De la LIBERTE du PHILOSOPHE
Comment agir librement, en toute conscience, lucidité et liberté dans le monde tel qu'il est? Car il faut le dire avec la dernière fermeté : il n'est pas l'heure de fuir dans les nuées de l'Intelligible quand la terre brûle. Je respecte ceux qui désespèrent et se réfugient au bocage, ou qui prennent le maquis. Au moins font-ils preuve de lucidité. Mais je ne partage pas cette position, tout en estimant que c'est l'ultime solution quand publier et dire le vrai sont stritement impossibles. Cette limite extrême n'est pas encore atteinte, aussi estimai-je que l'action est nécessaire, mais selon la modalité philosophique. Je laisse à d'autres, plus compétents peut-être, le souci de l'intervention économique et politique, où je n'entends pas grand chose, pour me consacrer à l'essentiel : sonder les fondements impensés de notre rapport au monde, à la nature, à autrui, dans une méditation globale, critique et révolutionnaire. Cette pratique doit se fonder à son tour sur une éthique claire, ferme et sans concession.
Pour penser librement il faut se défaire de toutes les idéologies qui entravent et conditionnent la pensée. Selon moi le philosophe ne doit en aucun cas se laisser séduire par un parti politique, une confession religieuse, un mouvement de pensée organisé, à vocation militante. Ni Eglise, ni Secte, ni Parti, y décelant une oppression sourde de la liberté de pensée. Tous ces groupes obéissent à une logique binaire, exclusive et séparative, reléguant les autres dans "les poubelles de l'Histoire" ou les enfers de la trahison. Un philosophe catholique, protestant ou hébraïque, cela me fait hurler de rire. Quand à se situer comme auxiliaire critique du marxisme, comme crut bon de faire Jean Paul Sartre, ou vaisseau fantôme du néolibéralisme, comme font plusieurs de nos idéologues patentés, c'est consternant. Se poser en libertaire cryptocommuniste, qui pourrait y voir autre chose qu'une posture?
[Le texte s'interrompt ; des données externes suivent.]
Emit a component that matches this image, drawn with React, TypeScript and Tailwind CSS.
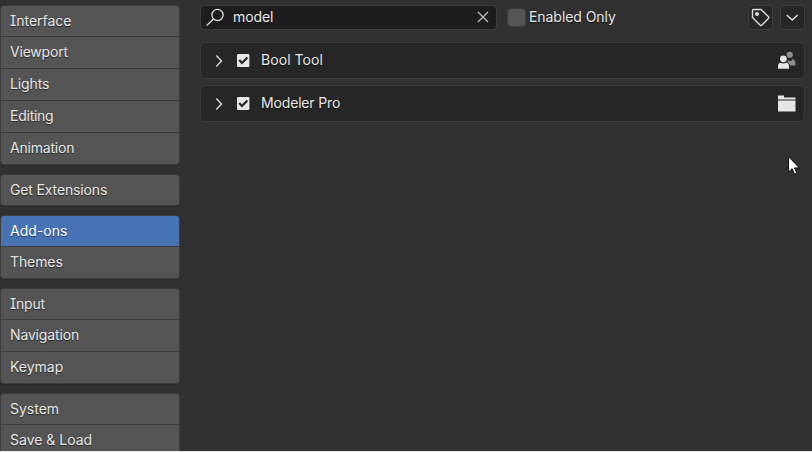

Je ne prône en rien un aimable absentéisme. Mais la critique philosophique suppose un dégagement à l'endroit des modes, des confections idéologiques, des transports de l'immédiateté, des passions de foule et autres exaltations éphémères. Tout comme un refus des encartements, enrôlements et autres conditionnements. Là dessus Marcel Conche est exemplaire. Mais que cette prise de distance ne se transforme pas en absence. Simplement il faut agir autrement et ailleurs. Qu'à titre privé le philosophe ait des préférences politiques, des avis sur l'actualité, qu'il aille voter à l'occasion, ou refuser de voter, qu'il manifeste avec les manifestants, qu'il contribue comme citoyen à telle action ponctuelle, quoi de plus légitime, de plus nécessaire? Mais je ne vois pas au nom de quoi il se poserait comme modèle, donnerait des leçons de civisme, chercherait à embrigader, convertir, éduquer, diriger. Le comble du ridicule c'est un philosophe ministre!
Il faut absolument distinguer l'agir d'un citoyen privé, fût-il philosophe de surcroît, de l'agir proprement philosophique du philosophe.
On invite de nos jours, à la télévision et les radios, des personnalités supposées philosophes, pour donner leur avis sur toute sorte de sujets d'actualité. Je les écoute, et à dire vrai, je me demande presque toujours en quoi ces messieurs sont différents du premier quidam venu, n'étant ni physiciens, ni biologistes, ni psychanalystes, ni économistes, n'ayant, pour le dire tout de go, aucune compétence dans aucun domaine. Il portent un titre univesitaire, ils ont pondu quelque grimoire savant et illisible sur Kant ou Saint Thomas d'Aquin, et alors? Relisons le critiques acerbes de Machiavel, qui lui était en exercice politique et connaissait son affaire, contre les rêveurs idéalistes du salon philosophique!
S'il est une compétence du philosophe c'est le penser philosophique. Ce n'est pas son rôle de donner des recettes de cuisine, de militer pour ou contre le porte-jarretelle, de réformer l'éclairage municipal, de jouer au chanoine, de faire le pitre au ministère. Il se trouve heureusement, dans la longue histoire de la phi losophie, des exemples un peu plus estimables.
Penser, lire, écrire, dire : c'est ici que doit s'exercer l'action. En s'adressant à l'homme tout entier, à sa conscience vivante. A travers chaque homme à tous les hommes. Comme ont fait Empédocle, Epicure, Bouddha, Schopenhauer, mais aujourd'hui, dans un langage neuf, sans illusion, mais sans découragement.